Work required:
Read the lines that follow and pick out every one containing the word "image".

----------------------------------------

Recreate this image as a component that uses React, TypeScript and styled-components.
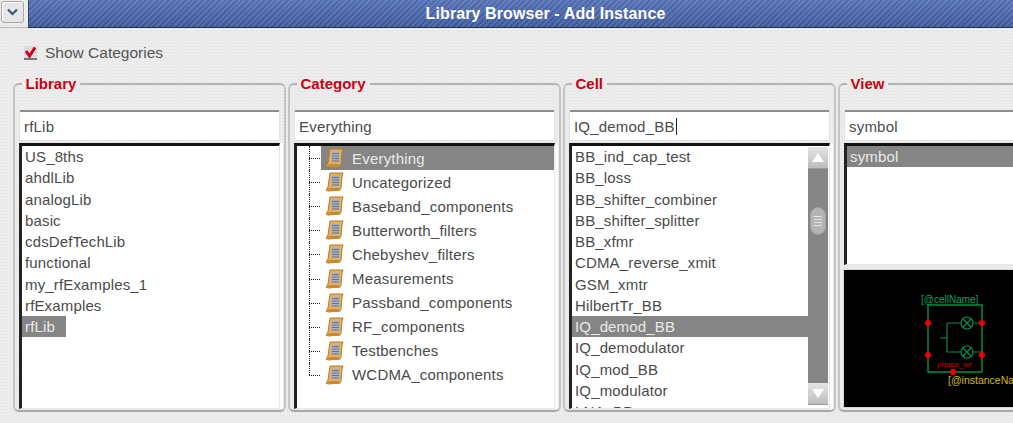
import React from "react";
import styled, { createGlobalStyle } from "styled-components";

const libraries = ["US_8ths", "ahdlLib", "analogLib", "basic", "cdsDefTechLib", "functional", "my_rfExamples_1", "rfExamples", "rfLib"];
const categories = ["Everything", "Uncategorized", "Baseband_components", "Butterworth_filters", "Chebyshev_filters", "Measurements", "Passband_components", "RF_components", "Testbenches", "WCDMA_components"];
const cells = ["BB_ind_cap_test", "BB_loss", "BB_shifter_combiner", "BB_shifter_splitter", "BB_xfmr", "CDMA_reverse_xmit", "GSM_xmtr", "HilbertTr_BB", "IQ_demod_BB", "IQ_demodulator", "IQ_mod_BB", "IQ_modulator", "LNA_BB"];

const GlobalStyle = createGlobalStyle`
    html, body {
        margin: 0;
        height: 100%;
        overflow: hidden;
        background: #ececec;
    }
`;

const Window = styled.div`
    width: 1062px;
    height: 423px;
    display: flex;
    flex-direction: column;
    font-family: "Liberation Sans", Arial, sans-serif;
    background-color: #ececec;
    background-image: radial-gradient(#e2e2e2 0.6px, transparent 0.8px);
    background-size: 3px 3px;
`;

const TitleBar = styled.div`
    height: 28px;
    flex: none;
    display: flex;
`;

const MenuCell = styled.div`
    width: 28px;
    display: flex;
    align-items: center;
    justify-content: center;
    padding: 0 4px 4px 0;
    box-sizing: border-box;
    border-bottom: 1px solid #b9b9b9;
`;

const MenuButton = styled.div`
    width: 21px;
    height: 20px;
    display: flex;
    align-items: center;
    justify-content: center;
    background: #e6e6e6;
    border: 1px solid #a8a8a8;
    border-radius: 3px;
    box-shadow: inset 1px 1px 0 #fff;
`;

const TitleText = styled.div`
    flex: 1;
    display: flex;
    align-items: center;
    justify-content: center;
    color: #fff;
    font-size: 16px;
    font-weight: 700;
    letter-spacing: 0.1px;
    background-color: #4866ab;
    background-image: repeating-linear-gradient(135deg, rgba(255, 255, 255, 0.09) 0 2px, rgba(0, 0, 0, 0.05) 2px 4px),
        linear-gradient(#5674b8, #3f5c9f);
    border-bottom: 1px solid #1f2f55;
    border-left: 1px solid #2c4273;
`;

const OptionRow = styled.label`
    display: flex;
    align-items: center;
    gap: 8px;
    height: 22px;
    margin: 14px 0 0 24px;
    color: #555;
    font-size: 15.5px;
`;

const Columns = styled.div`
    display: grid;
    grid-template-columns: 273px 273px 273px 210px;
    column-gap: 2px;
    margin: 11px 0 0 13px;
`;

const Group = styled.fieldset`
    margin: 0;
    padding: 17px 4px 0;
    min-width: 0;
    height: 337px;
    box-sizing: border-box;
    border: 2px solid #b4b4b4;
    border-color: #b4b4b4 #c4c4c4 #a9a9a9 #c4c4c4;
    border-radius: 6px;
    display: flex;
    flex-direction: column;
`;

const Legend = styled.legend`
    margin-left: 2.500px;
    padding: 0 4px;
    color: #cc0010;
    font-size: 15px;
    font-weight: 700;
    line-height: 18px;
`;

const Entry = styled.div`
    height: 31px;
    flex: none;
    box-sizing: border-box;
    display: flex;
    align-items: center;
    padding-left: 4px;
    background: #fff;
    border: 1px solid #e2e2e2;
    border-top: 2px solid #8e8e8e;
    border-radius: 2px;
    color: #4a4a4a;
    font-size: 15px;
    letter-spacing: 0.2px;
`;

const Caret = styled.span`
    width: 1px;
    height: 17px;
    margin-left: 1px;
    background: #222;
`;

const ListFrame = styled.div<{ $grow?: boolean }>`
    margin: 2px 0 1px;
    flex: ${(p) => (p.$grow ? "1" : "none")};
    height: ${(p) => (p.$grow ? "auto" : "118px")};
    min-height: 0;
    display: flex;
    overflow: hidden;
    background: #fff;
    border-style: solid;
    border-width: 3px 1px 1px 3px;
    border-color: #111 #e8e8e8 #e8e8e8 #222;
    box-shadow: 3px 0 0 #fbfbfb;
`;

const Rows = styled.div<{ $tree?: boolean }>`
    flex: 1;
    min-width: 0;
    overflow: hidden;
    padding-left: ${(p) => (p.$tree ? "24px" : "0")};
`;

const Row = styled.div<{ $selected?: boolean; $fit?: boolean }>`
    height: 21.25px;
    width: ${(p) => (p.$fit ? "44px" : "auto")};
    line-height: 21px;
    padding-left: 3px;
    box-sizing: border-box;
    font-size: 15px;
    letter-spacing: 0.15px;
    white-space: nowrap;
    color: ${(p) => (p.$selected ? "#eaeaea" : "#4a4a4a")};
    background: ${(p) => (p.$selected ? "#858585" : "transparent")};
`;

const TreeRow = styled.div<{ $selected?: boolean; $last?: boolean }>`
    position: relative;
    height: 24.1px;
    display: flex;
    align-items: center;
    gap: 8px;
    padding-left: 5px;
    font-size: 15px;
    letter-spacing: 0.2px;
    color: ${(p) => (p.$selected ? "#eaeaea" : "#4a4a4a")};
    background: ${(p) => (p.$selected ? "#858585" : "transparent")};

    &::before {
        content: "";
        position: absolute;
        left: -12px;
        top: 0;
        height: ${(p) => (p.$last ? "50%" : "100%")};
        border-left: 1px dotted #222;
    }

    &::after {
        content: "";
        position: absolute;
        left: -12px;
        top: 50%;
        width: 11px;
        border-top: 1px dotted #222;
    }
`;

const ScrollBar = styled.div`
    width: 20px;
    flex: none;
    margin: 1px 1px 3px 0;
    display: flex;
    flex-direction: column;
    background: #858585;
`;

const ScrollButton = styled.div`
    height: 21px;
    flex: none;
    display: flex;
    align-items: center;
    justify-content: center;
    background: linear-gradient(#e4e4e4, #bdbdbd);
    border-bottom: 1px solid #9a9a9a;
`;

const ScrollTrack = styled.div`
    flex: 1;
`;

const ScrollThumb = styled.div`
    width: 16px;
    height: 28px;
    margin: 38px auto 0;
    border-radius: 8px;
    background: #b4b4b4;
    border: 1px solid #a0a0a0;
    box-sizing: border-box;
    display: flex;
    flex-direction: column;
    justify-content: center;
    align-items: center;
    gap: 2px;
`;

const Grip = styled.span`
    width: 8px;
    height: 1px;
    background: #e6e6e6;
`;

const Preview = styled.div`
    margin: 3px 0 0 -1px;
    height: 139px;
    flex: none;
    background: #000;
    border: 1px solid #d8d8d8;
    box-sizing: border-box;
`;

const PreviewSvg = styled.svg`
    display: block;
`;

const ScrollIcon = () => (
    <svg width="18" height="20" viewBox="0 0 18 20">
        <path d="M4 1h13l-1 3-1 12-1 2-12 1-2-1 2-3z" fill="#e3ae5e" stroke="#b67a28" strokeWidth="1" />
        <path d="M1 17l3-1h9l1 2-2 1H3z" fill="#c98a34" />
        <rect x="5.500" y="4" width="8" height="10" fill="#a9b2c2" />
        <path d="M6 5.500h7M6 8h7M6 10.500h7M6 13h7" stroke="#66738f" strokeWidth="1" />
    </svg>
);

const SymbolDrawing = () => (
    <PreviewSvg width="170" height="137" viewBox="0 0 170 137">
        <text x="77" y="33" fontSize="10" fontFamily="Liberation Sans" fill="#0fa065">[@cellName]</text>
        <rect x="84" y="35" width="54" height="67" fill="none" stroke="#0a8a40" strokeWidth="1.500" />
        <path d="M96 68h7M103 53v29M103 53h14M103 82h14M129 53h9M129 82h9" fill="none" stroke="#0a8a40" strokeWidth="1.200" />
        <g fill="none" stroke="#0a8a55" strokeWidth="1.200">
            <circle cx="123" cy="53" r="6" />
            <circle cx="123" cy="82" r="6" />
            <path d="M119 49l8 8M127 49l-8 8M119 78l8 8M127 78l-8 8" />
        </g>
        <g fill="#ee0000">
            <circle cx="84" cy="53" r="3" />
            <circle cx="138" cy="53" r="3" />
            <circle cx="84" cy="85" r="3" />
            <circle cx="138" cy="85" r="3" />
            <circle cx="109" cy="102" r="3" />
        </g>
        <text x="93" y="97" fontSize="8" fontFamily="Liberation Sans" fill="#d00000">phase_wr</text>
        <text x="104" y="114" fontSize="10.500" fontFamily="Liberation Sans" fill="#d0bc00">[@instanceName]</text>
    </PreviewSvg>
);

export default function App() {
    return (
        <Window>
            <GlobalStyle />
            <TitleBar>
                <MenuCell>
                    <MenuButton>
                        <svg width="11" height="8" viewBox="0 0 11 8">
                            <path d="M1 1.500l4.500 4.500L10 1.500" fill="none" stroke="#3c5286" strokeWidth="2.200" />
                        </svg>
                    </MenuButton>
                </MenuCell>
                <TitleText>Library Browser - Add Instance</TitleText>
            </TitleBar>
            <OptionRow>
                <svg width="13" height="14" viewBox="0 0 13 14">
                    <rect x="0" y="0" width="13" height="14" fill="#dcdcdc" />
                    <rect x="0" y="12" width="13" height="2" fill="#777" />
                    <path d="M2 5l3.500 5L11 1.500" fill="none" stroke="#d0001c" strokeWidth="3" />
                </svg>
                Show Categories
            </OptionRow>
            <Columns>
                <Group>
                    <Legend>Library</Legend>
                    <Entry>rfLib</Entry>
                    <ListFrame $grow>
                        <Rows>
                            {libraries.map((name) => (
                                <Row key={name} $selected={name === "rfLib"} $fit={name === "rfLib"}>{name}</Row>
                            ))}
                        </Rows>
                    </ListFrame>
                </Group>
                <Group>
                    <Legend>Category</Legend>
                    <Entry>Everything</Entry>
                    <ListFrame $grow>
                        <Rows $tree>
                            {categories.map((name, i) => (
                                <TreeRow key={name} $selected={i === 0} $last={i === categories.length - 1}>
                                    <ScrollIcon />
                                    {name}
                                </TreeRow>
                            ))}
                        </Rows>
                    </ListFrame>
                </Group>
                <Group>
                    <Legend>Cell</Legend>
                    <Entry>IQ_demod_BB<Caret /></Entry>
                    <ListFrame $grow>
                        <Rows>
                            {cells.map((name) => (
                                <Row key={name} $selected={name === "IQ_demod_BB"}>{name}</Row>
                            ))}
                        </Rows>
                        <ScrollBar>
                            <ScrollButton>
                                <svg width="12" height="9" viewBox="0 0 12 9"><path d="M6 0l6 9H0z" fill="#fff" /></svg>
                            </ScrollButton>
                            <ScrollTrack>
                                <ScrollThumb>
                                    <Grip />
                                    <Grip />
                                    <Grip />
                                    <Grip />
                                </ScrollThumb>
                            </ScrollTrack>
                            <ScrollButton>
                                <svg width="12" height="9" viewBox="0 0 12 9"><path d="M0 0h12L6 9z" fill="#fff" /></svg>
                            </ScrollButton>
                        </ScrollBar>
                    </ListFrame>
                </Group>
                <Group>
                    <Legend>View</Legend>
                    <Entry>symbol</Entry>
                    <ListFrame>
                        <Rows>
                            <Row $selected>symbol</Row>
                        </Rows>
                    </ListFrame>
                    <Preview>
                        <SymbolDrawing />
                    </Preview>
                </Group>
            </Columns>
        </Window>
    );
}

----------------------------------------

Answer to the exercise:
Recreate this image as a component that uses React, TypeScript and styled-components.
    background-image: radial-gradient(#e2e2e2 0.6px, transparent 0.8px);
    background-image: repeating-linear-gradient(135deg, rgba(255, 255, 255, 0.09) 0 2px, rgba(0, 0, 0, 0.05) 2px 4px),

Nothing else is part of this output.